[Begin]
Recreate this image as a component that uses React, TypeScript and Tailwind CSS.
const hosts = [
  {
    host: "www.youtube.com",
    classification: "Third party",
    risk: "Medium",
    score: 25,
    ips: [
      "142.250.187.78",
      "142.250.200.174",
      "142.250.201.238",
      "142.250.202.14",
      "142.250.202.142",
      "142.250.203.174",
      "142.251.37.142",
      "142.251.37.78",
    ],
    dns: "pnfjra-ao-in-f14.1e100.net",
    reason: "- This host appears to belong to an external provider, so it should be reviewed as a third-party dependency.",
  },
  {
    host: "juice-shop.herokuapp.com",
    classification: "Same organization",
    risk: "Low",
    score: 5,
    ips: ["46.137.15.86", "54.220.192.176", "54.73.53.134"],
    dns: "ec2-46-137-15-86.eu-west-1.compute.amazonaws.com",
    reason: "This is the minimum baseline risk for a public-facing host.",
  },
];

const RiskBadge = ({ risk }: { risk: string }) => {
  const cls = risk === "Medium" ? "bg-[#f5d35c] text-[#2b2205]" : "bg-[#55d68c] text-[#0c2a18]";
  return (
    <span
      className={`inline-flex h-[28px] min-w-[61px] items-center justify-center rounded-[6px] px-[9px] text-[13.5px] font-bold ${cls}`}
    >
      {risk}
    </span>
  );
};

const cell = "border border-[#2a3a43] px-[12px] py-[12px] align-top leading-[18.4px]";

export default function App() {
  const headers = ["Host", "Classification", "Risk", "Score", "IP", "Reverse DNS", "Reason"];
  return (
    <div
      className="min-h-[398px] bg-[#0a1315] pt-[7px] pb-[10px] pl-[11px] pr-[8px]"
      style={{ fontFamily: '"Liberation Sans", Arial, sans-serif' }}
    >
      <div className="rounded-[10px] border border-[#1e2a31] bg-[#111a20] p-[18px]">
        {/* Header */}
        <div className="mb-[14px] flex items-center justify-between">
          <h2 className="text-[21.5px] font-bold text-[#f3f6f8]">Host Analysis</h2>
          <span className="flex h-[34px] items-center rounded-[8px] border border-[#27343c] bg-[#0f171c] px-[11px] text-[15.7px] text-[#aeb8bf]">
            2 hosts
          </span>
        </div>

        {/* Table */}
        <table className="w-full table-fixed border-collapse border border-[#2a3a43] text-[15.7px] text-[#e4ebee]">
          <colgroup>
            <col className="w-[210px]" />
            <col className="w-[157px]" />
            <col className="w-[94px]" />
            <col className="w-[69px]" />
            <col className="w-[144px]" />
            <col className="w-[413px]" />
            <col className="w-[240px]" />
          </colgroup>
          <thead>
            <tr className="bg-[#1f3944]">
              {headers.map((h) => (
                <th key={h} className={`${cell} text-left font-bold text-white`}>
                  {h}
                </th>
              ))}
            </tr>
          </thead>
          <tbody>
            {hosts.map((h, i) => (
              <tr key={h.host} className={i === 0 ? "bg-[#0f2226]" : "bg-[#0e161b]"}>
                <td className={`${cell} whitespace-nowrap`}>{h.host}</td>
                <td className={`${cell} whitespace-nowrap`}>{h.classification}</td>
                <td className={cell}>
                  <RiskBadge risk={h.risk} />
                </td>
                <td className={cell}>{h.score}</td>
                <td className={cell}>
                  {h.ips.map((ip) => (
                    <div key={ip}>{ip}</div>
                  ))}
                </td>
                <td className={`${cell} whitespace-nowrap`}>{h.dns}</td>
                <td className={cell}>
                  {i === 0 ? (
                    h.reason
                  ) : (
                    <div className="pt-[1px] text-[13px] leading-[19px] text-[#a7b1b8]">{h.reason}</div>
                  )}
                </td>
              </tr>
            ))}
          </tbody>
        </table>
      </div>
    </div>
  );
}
[End]
Restate the whole of the material exactly.

Recreate this image as a component that uses React, TypeScript and Tailwind CSS.
const hosts = [
  {
    host: "www.youtube.com",
    classification: "Third party",
    risk: "Medium",
    score: 25,
    ips: [
      "142.250.187.78",
      "142.250.200.174",
      "142.250.201.238",
      "142.250.202.14",
      "142.250.202.142",
      "142.250.203.174",
      "142.251.37.142",
      "142.251.37.78",
    ],
    dns: "pnfjra-ao-in-f14.1e100.net",
    reason: "- This host appears to belong to an external provider, so it should be reviewed as a third-party dependency.",
  },
  {
    host: "juice-shop.herokuapp.com",
    classification: "Same organization",
    risk: "Low",
    score: 5,
    ips: ["46.137.15.86", "54.220.192.176", "54.73.53.134"],
    dns: "ec2-46-137-15-86.eu-west-1.compute.amazonaws.com",
    reason: "This is the minimum baseline risk for a public-facing host.",
  },
];

const RiskBadge = ({ risk }: { risk: string }) => {
  const cls = risk === "Medium" ? "bg-[#f5d35c] text-[#2b2205]" : "bg-[#55d68c] text-[#0c2a18]";
  return (
    <span
      className={`inline-flex h-[28px] min-w-[61px] items-center justify-center rounded-[6px] px-[9px] text-[13.5px] font-bold ${cls}`}
    >
      {risk}
    </span>
  );
};

const cell = "border border-[#2a3a43] px-[12px] py-[12px] align-top leading-[18.4px]";

export default function App() {
  const headers = ["Host", "Classification", "Risk", "Score", "IP", "Reverse DNS", "Reason"];
  return (
    <div
      className="min-h-[398px] bg-[#0a1315] pt-[7px] pb-[10px] pl-[11px] pr-[8px]"
      style={{ fontFamily: '"Liberation Sans", Arial, sans-serif' }}
    >
      <div className="rounded-[10px] border border-[#1e2a31] bg-[#111a20] p-[18px]">
        {/* Header */}
        <div className="mb-[14px] flex items-center justify-between">
          <h2 className="text-[21.5px] font-bold text-[#f3f6f8]">Host Analysis</h2>
          <span className="flex h-[34px] items-center rounded-[8px] border border-[#27343c] bg-[#0f171c] px-[11px] text-[15.7px] text-[#aeb8bf]">
            2 hosts
          </span>
        </div>

        {/* Table */}
        <table className="w-full table-fixed border-collapse border border-[#2a3a43] text-[15.7px] text-[#e4ebee]">
          <colgroup>
            <col className="w-[210px]" />
            <col className="w-[157px]" />
            <col className="w-[94px]" />
            <col className="w-[69px]" />
            <col className="w-[144px]" />
            <col className="w-[413px]" />
            <col className="w-[240px]" />
          </colgroup>
          <thead>
            <tr className="bg-[#1f3944]">
              {headers.map((h) => (
                <th key={h} className={`${cell} text-left font-bold text-white`}>
                  {h}
                </th>
              ))}
            </tr>
          </thead>
          <tbody>
            {hosts.map((h, i) => (
              <tr key={h.host} className={i === 0 ? "bg-[#0f2226]" : "bg-[#0e161b]"}>
                <td className={`${cell} whitespace-nowrap`}>{h.host}</td>
                <td className={`${cell} whitespace-nowrap`}>{h.classification}</td>
                <td className={cell}>
                  <RiskBadge risk={h.risk} />
                </td>
                <td className={cell}>{h.score}</td>
                <td className={cell}>
                  {h.ips.map((ip) => (
                    <div key={ip}>{ip}</div>
                  ))}
                </td>
                <td className={`${cell} whitespace-nowrap`}>{h.dns}</td>
                <td className={cell}>
                  {i === 0 ? (
                    h.reason
                  ) : (
                    <div className="pt-[1px] text-[13px] leading-[19px] text-[#a7b1b8]">{h.reason}</div>
                  )}
                </td>
              </tr>
            ))}
          </tbody>
        </table>
      </div>
    </div>
  );
}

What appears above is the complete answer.